What you have to do:
Reproduce the listing below exactly. Pictures do not belong in the copy.
======
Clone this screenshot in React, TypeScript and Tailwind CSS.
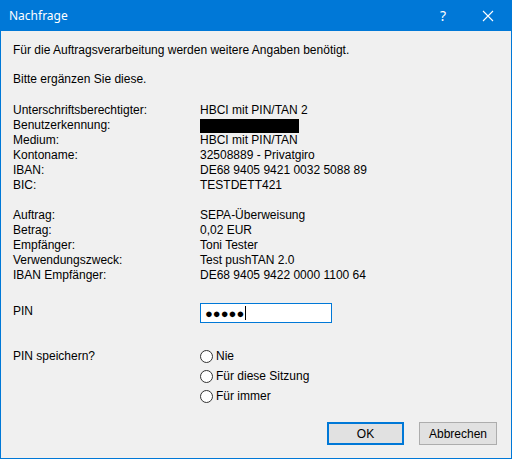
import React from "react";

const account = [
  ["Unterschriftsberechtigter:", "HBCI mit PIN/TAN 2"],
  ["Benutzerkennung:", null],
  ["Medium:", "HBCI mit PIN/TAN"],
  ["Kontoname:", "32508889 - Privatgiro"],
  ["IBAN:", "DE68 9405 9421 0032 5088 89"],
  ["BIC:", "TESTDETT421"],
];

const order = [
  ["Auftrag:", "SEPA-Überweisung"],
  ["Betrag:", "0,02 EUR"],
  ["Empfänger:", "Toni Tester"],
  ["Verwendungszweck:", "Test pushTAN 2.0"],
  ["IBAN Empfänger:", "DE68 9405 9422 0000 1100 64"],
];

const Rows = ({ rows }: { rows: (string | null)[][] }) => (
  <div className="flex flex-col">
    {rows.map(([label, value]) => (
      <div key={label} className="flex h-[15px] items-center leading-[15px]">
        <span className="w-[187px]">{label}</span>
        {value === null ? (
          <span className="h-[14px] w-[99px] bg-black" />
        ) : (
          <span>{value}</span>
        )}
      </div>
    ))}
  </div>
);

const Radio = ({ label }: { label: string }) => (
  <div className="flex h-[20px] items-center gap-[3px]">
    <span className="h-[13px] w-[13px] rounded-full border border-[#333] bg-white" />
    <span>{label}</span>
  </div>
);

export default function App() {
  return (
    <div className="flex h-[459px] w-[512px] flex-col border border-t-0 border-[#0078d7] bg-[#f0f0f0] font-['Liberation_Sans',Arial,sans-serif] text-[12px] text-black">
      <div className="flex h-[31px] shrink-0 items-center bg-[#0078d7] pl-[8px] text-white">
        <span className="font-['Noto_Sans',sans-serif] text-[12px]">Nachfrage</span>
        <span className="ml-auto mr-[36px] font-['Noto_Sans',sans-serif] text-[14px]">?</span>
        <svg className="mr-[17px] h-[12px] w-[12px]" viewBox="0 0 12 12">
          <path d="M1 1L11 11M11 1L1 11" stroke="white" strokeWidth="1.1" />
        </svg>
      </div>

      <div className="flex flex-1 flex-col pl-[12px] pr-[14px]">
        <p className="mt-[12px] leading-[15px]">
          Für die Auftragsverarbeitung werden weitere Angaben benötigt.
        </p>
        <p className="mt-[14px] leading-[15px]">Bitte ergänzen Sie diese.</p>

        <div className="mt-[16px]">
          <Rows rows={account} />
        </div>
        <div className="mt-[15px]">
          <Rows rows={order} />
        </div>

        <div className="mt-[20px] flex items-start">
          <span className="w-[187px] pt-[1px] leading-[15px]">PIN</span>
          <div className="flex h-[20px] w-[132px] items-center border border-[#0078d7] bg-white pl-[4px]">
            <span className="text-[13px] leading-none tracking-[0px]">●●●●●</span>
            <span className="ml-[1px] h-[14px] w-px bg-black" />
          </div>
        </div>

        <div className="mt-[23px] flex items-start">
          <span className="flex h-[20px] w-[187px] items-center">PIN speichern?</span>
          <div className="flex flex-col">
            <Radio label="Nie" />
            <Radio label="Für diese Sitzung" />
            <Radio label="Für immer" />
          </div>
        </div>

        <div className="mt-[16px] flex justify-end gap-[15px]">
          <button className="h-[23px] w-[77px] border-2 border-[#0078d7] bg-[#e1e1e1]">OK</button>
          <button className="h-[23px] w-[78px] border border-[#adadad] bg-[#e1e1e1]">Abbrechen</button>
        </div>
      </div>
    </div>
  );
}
======
Problem solution:
Clone this screenshot in React, TypeScript and Tailwind CSS.
import React from "react";

const account = [
  ["Unterschriftsberechtigter:", "HBCI mit PIN/TAN 2"],
  ["Benutzerkennung:", null],
  ["Medium:", "HBCI mit PIN/TAN"],
  ["Kontoname:", "32508889 - Privatgiro"],
  ["IBAN:", "DE68 9405 9421 0032 5088 89"],
  ["BIC:", "TESTDETT421"],
];

const order = [
  ["Auftrag:", "SEPA-Überweisung"],
  ["Betrag:", "0,02 EUR"],
  ["Empfänger:", "Toni Tester"],
  ["Verwendungszweck:", "Test pushTAN 2.0"],
  ["IBAN Empfänger:", "DE68 9405 9422 0000 1100 64"],
];

const Rows = ({ rows }: { rows: (string | null)[][] }) => (
  <div className="flex flex-col">
    {rows.map(([label, value]) => (
      <div key={label} className="flex h-[15px] items-center leading-[15px]">
        <span className="w-[187px]">{label}</span>
        {value === null ? (
          <span className="h-[14px] w-[99px] bg-black" />
        ) : (
          <span>{value}</span>
        )}
      </div>
    ))}
  </div>
);

const Radio = ({ label }: { label: string }) => (
  <div className="flex h-[20px] items-center gap-[3px]">
    <span className="h-[13px] w-[13px] rounded-full border border-[#333] bg-white" />
    <span>{label}</span>
  </div>
);

export default function App() {
  return (
    <div className="flex h-[459px] w-[512px] flex-col border border-t-0 border-[#0078d7] bg-[#f0f0f0] font-['Liberation_Sans',Arial,sans-serif] text-[12px] text-black">
      <div className="flex h-[31px] shrink-0 items-center bg-[#0078d7] pl-[8px] text-white">
        <span className="font-['Noto_Sans',sans-serif] text-[12px]">Nachfrage</span>
        <span className="ml-auto mr-[36px] font-['Noto_Sans',sans-serif] text-[14px]">?</span>
        <svg className="mr-[17px] h-[12px] w-[12px]" viewBox="0 0 12 12">
          <path d="M1 1L11 11M11 1L1 11" stroke="white" strokeWidth="1.1" />
        </svg>
      </div>

      <div className="flex flex-1 flex-col pl-[12px] pr-[14px]">
        <p className="mt-[12px] leading-[15px]">
          Für die Auftragsverarbeitung werden weitere Angaben benötigt.
        </p>
        <p className="mt-[14px] leading-[15px]">Bitte ergänzen Sie diese.</p>

        <div className="mt-[16px]">
          <Rows rows={account} />
        </div>
        <div className="mt-[15px]">
          <Rows rows={order} />
        </div>

        <div className="mt-[20px] flex items-start">
          <span className="w-[187px] pt-[1px] leading-[15px]">PIN</span>
          <div className="flex h-[20px] w-[132px] items-center border border-[#0078d7] bg-white pl-[4px]">
            <span className="text-[13px] leading-none tracking-[0px]">●●●●●</span>
            <span className="ml-[1px] h-[14px] w-px bg-black" />
          </div>
        </div>

        <div className="mt-[23px] flex items-start">
          <span className="flex h-[20px] w-[187px] items-center">PIN speichern?</span>
          <div className="flex flex-col">
            <Radio label="Nie" />
            <Radio label="Für diese Sitzung" />
            <Radio label="Für immer" />
          </div>
        </div>

        <div className="mt-[16px] flex justify-end gap-[15px]">
          <button className="h-[23px] w-[77px] border-2 border-[#0078d7] bg-[#e1e1e1]">OK</button>
          <button className="h-[23px] w-[78px] border border-[#adadad] bg-[#e1e1e1]">Abbrechen</button>
        </div>
      </div>
    </div>
  );
}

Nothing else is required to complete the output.